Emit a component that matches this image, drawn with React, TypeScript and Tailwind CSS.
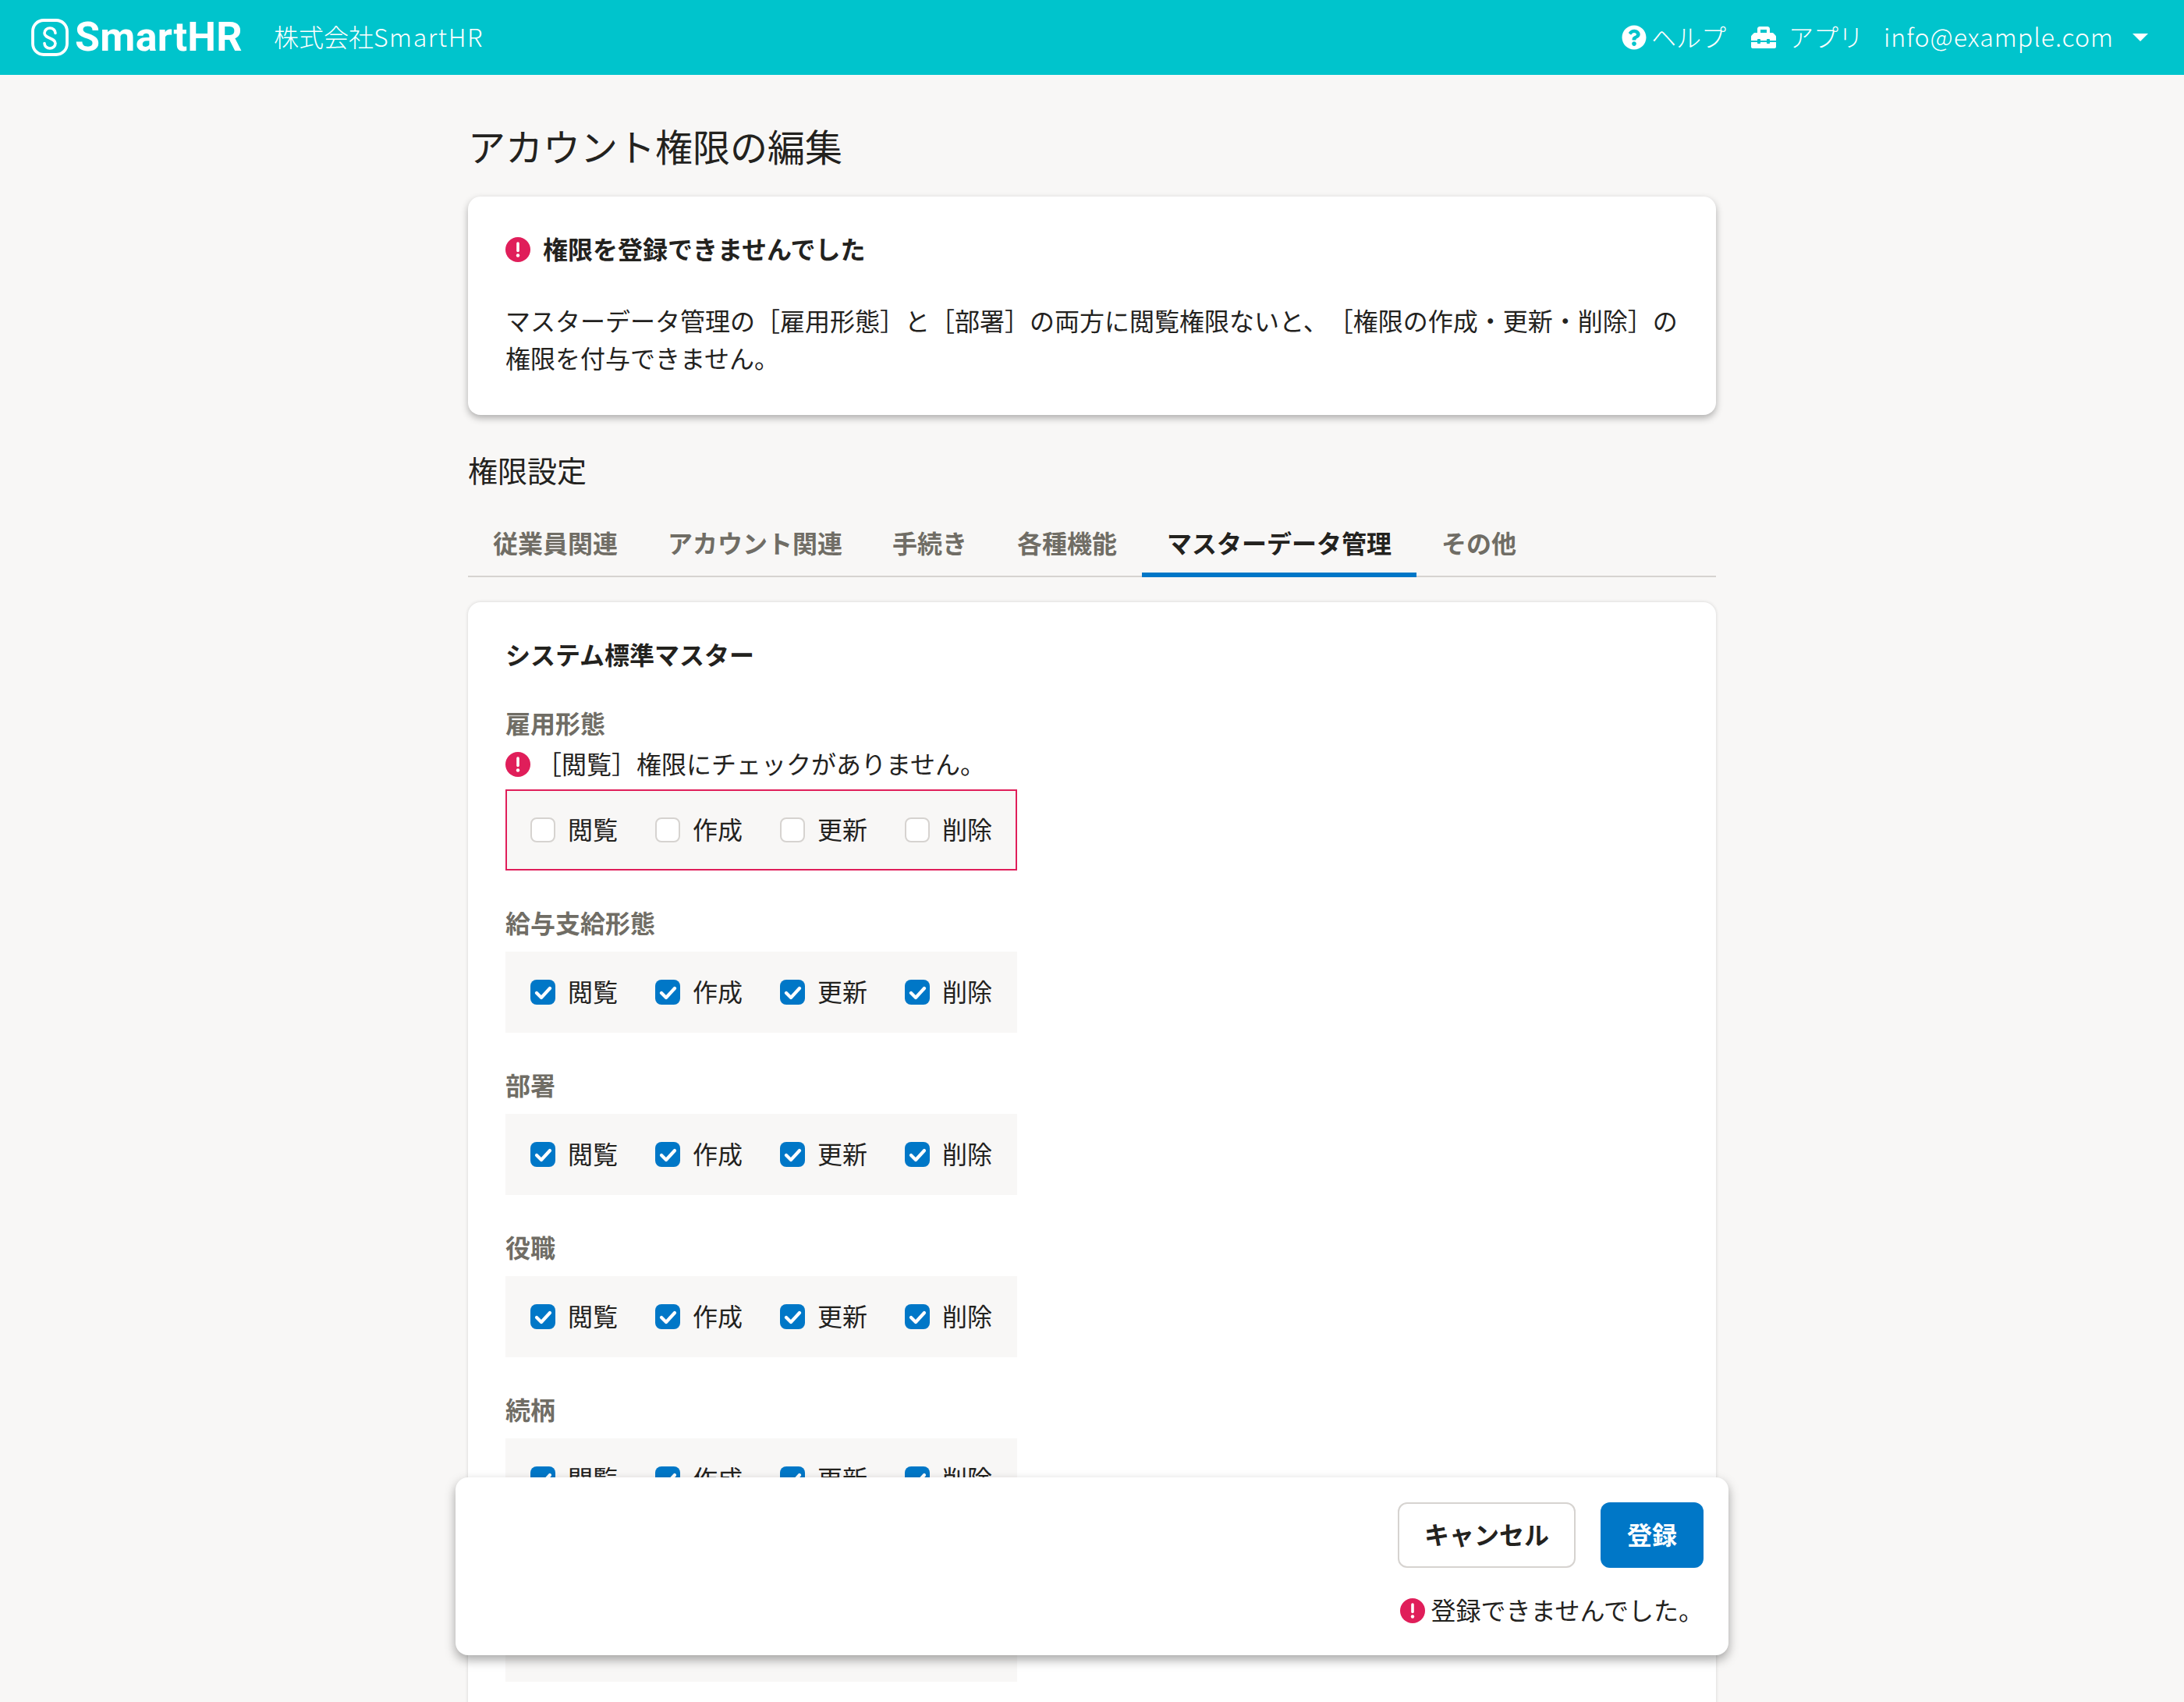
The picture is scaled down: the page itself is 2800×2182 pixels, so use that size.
import React from "react";
import { FaQuestionCircle, FaToolbox } from "react-icons/fa";

const JP = '"Noto Sans CJK JP", sans-serif';

function ErrorIcon() {
  return (
    <svg viewBox="0 0 32 32" className="w-8 h-8 shrink-0">
      <circle cx="16" cy="16" r="16" fill="#e01e5a" />
      <path d="M16 8v9.5" stroke="#fff" strokeWidth="3.6" strokeLinecap="round" />
      <circle cx="16" cy="23.5" r="2.2" fill="#fff" />
    </svg>
  );
}

function Check({ label, on }: { label: string; on: boolean }) {
  return (
    <label className="flex items-center gap-4 h-8">
      {on ? (
        <span className="flex w-8 h-8 items-center justify-center rounded-lg bg-[#0077c7]">
          <svg viewBox="0 0 32 32" className="w-8 h-8" fill="none">
            <path d="M8 17l6 6L25 11" stroke="#fff" strokeWidth="4.2" strokeLinecap="round" strokeLinejoin="round" />
          </svg>
        </span>
      ) : (
        <span className="block w-8 h-8 rounded-lg border-2 border-[#d6d3d0] bg-white" />
      )}
      <span className="text-[32px] leading-10 pb-1 w-16 text-[#23221e]">{label}</span>
    </label>
  );
}

function Group({ on }: { on: boolean }) {
  return (
    <div className="flex gap-12">
      {["閲覧", "作成", "更新", "削除"].map((l) => (
        <Check key={l} label={l} on={on} />
      ))}
    </div>
  );
}

function Section({ title, tall }: { title: string; tall?: boolean }) {
  return (
    <section className="mt-12">
      <h3 className="h-10 text-[32px] leading-9 font-bold text-[#706d65] mb-4">{title}</h3>
      <div className={`w-[656px] bg-[#f8f7f6] px-8 py-9 ${tall ? "h-[312px]" : "h-[104px]"}`}>
        <Group on />
      </div>
    </section>
  );
}

const tabs = ["従業員関連", "アカウント関連", "手続き", "各種機能", "マスターデータ管理", "その他"];

export default function App() {
  return (
    <div className="relative h-[2182px] overflow-hidden bg-[#f8f7f6] text-[#23221e]" style={{ fontFamily: JP }}>
      <header className="flex h-24 items-center justify-between bg-[#00c4cc] pl-10 pr-[46px] text-white">
        <div className="flex items-center">
          <svg viewBox="0 0 48 48" className="w-12 h-12" fill="none" stroke="#fff">
            <rect x="2" y="2" width="44" height="44" rx="14" strokeWidth="3.8" />
            <path d="M31 18.5a7 6.5 0 0 0-14 0c0 3.5 3.5 5 7 6.5s7 3 7 6.5a7 6.5 0 0 1-14 0" strokeWidth="3.6" strokeLinecap="round" />
          </svg>
          <span className="ml-[8px] text-[52px] leading-none font-bold tracking-[0.3px]" style={{ fontFamily: "Roboto, sans-serif" }}>SmartHR</span>
          <span className="ml-10 pb-1 text-[32px] leading-10 font-light">株式会社<span className="tracking-[1.6px]">SmartHR</span></span>
        </div>
        <div className="flex items-center text-[32px] leading-10 font-light">
          <FaQuestionCircle className="w-8 h-8" />
          <span className="ml-[6px] pb-1">ヘルプ</span>
          <FaToolbox className="w-8 h-8 ml-8" />
          <span className="ml-4 pb-1">アプリ</span>
          <span className="ml-[26px] pb-1 tracking-[1.05px]">info@example.com</span>
          <svg viewBox="0 0 20 10" className="ml-6 w-5 h-[10px]"><path d="M0 0h20L10 10z" fill="#fff" /></svg>
        </div>
      </header>

      <main className="mx-auto w-[1600px]">
        <h1 className="mt-[60px] mb-9 text-[48px] leading-[60px]">アカウント権限の編集</h1>

        <div className="rounded-2xl bg-white p-12 shadow-[0_4px_10px_rgba(0,0,0,0.3)]">
          <div className="flex items-center gap-4 h-10 mb-[46px]">
            <ErrorIcon />
            <h2 className="pb-1 text-[32px] leading-10 font-bold">権限を登録できませんでした</h2>
          </div>
          <p className="pb-[2px] text-[32px] leading-12 [text-spacing-trim:space-all]">
            マスターデータ管理の［雇用形態］と［部署］の両方に閲覧権限ないと、［権限の作成・更新・削除］の権限を付与できません。
          </p>
        </div>

        <h2 className="mt-[50px] mb-[50px] text-[38px] leading-10">権限設定</h2>

        <nav className="flex border-b-2 border-[#d6d3d0]">
          {tabs.map((t, i) => (
            <div
              key={t}
              className={`-mb-[2px] h-[68px] border-b-[6px] px-8 pt-[3px] text-[32px] leading-10 font-bold ${i === 4 ? "border-[#0077c7] text-[#23221e]" : "border-transparent text-[#706d65]"}`}
            >
              {t}
            </div>
          ))}
        </nav>

        <div className="mt-8 rounded-t-2xl bg-white px-12 pt-12 h-[1500px] shadow-[0_0_4px_rgba(0,0,0,0.15)]">
          <h2 className="h-10 text-[32px] leading-9 font-bold">システム標準マスター</h2>

          <section className="mt-12">
            <h3 className="h-10 text-[32px] leading-9 font-bold text-[#706d65] mb-4">雇用形態</h3>
            <div className="flex items-center gap-2 h-8 mb-4">
              <ErrorIcon />
              <span className="pb-1 text-[32px] leading-10">［閲覧］権限にチェックがありません。</span>
            </div>
            <div className="w-[656px] h-[104px] border-2 border-[#e01e5a] bg-[#f8f7f6] px-[30px] py-[34px]">
              <Group on={false} />
            </div>
          </section>

          <Section title="給与支給形態" />
          <Section title="部署" />
          <Section title="役職" />
          <Section title="続柄" tall />
        </div>
      </main>

      <div className="absolute left-[584px] top-[1894px] w-[1632px] h-[228px] rounded-2xl bg-white p-8 shadow-[0_6px_14px_rgba(0,0,0,0.35)]">
        <div className="flex justify-end gap-8">
          <button className="h-[84px] w-[228px] pb-1 rounded-xl border-2 border-[#d6d3d0] bg-white text-[32px] font-bold text-[#23221e]">キャンセル</button>
          <button className="h-[84px] w-[132px] pb-1 rounded-xl bg-[#0077c7] text-[32px] font-bold text-white">登録</button>
        </div>
        <div className="mt-[39px] flex items-center justify-end gap-2 h-8">
          <ErrorIcon />
          <span className="pb-1 text-[32px] leading-10">登録できませんでした。</span>
        </div>
      </div>
    </div>
  );
}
################
# WHAT YOU SHOULD DO
Send back the data above word for word, with the pictures left out.

# REPLY TO THE EXERCISE
Emit a component that matches this image, drawn with React, TypeScript and Tailwind CSS.
The picture is scaled down: the page itself is 2800×2182 pixels, so use that size.
import React from "react";
import { FaQuestionCircle, FaToolbox } from "react-icons/fa";

const JP = '"Noto Sans CJK JP", sans-serif';

function ErrorIcon() {
  return (
    <svg viewBox="0 0 32 32" className="w-8 h-8 shrink-0">
      <circle cx="16" cy="16" r="16" fill="#e01e5a" />
      <path d="M16 8v9.5" stroke="#fff" strokeWidth="3.6" strokeLinecap="round" />
      <circle cx="16" cy="23.5" r="2.2" fill="#fff" />
    </svg>
  );
}

function Check({ label, on }: { label: string; on: boolean }) {
  return (
    <label className="flex items-center gap-4 h-8">
      {on ? (
        <span className="flex w-8 h-8 items-center justify-center rounded-lg bg-[#0077c7]">
          <svg viewBox="0 0 32 32" className="w-8 h-8" fill="none">
            <path d="M8 17l6 6L25 11" stroke="#fff" strokeWidth="4.2" strokeLinecap="round" strokeLinejoin="round" />
          </svg>
        </span>
      ) : (
        <span className="block w-8 h-8 rounded-lg border-2 border-[#d6d3d0] bg-white" />
      )}
      <span className="text-[32px] leading-10 pb-1 w-16 text-[#23221e]">{label}</span>
    </label>
  );
}

function Group({ on }: { on: boolean }) {
  return (
    <div className="flex gap-12">
      {["閲覧", "作成", "更新", "削除"].map((l) => (
        <Check key={l} label={l} on={on} />
      ))}
    </div>
  );
}

function Section({ title, tall }: { title: string; tall?: boolean }) {
  return (
    <section className="mt-12">
      <h3 className="h-10 text-[32px] leading-9 font-bold text-[#706d65] mb-4">{title}</h3>
      <div className={`w-[656px] bg-[#f8f7f6] px-8 py-9 ${tall ? "h-[312px]" : "h-[104px]"}`}>
        <Group on />
      </div>
    </section>
  );
}

const tabs = ["従業員関連", "アカウント関連", "手続き", "各種機能", "マスターデータ管理", "その他"];

export default function App() {
  return (
    <div className="relative h-[2182px] overflow-hidden bg-[#f8f7f6] text-[#23221e]" style={{ fontFamily: JP }}>
      <header className="flex h-24 items-center justify-between bg-[#00c4cc] pl-10 pr-[46px] text-white">
        <div className="flex items-center">
          <svg viewBox="0 0 48 48" className="w-12 h-12" fill="none" stroke="#fff">
            <rect x="2" y="2" width="44" height="44" rx="14" strokeWidth="3.8" />
            <path d="M31 18.5a7 6.5 0 0 0-14 0c0 3.5 3.5 5 7 6.5s7 3 7 6.5a7 6.5 0 0 1-14 0" strokeWidth="3.6" strokeLinecap="round" />
          </svg>
          <span className="ml-[8px] text-[52px] leading-none font-bold tracking-[0.3px]" style={{ fontFamily: "Roboto, sans-serif" }}>SmartHR</span>
          <span className="ml-10 pb-1 text-[32px] leading-10 font-light">株式会社<span className="tracking-[1.6px]">SmartHR</span></span>
        </div>
        <div className="flex items-center text-[32px] leading-10 font-light">
          <FaQuestionCircle className="w-8 h-8" />
          <span className="ml-[6px] pb-1">ヘルプ</span>
          <FaToolbox className="w-8 h-8 ml-8" />
          <span className="ml-4 pb-1">アプリ</span>
          <span className="ml-[26px] pb-1 tracking-[1.05px]">info@example.com</span>
          <svg viewBox="0 0 20 10" className="ml-6 w-5 h-[10px]"><path d="M0 0h20L10 10z" fill="#fff" /></svg>
        </div>
      </header>

      <main className="mx-auto w-[1600px]">
        <h1 className="mt-[60px] mb-9 text-[48px] leading-[60px]">アカウント権限の編集</h1>

        <div className="rounded-2xl bg-white p-12 shadow-[0_4px_10px_rgba(0,0,0,0.3)]">
          <div className="flex items-center gap-4 h-10 mb-[46px]">
            <ErrorIcon />
            <h2 className="pb-1 text-[32px] leading-10 font-bold">権限を登録できませんでした</h2>
          </div>
          <p className="pb-[2px] text-[32px] leading-12 [text-spacing-trim:space-all]">
            マスターデータ管理の［雇用形態］と［部署］の両方に閲覧権限ないと、［権限の作成・更新・削除］の権限を付与できません。
          </p>
        </div>

        <h2 className="mt-[50px] mb-[50px] text-[38px] leading-10">権限設定</h2>

        <nav className="flex border-b-2 border-[#d6d3d0]">
          {tabs.map((t, i) => (
            <div
              key={t}
              className={`-mb-[2px] h-[68px] border-b-[6px] px-8 pt-[3px] text-[32px] leading-10 font-bold ${i === 4 ? "border-[#0077c7] text-[#23221e]" : "border-transparent text-[#706d65]"}`}
            >
              {t}
            </div>
          ))}
        </nav>

        <div className="mt-8 rounded-t-2xl bg-white px-12 pt-12 h-[1500px] shadow-[0_0_4px_rgba(0,0,0,0.15)]">
          <h2 className="h-10 text-[32px] leading-9 font-bold">システム標準マスター</h2>

          <section className="mt-12">
            <h3 className="h-10 text-[32px] leading-9 font-bold text-[#706d65] mb-4">雇用形態</h3>
            <div className="flex items-center gap-2 h-8 mb-4">
              <ErrorIcon />
              <span className="pb-1 text-[32px] leading-10">［閲覧］権限にチェックがありません。</span>
            </div>
            <div className="w-[656px] h-[104px] border-2 border-[#e01e5a] bg-[#f8f7f6] px-[30px] py-[34px]">
              <Group on={false} />
            </div>
          </section>

          <Section title="給与支給形態" />
          <Section title="部署" />
          <Section title="役職" />
          <Section title="続柄" tall />
        </div>
      </main>

      <div className="absolute left-[584px] top-[1894px] w-[1632px] h-[228px] rounded-2xl bg-white p-8 shadow-[0_6px_14px_rgba(0,0,0,0.35)]">
        <div className="flex justify-end gap-8">
          <button className="h-[84px] w-[228px] pb-1 rounded-xl border-2 border-[#d6d3d0] bg-white text-[32px] font-bold text-[#23221e]">キャンセル</button>
          <button className="h-[84px] w-[132px] pb-1 rounded-xl bg-[#0077c7] text-[32px] font-bold text-white">登録</button>
        </div>
        <div className="mt-[39px] flex items-center justify-end gap-2 h-8">
          <ErrorIcon />
          <span className="pb-1 text-[32px] leading-10">登録できませんでした。</span>
        </div>
      </div>
    </div>
  );
}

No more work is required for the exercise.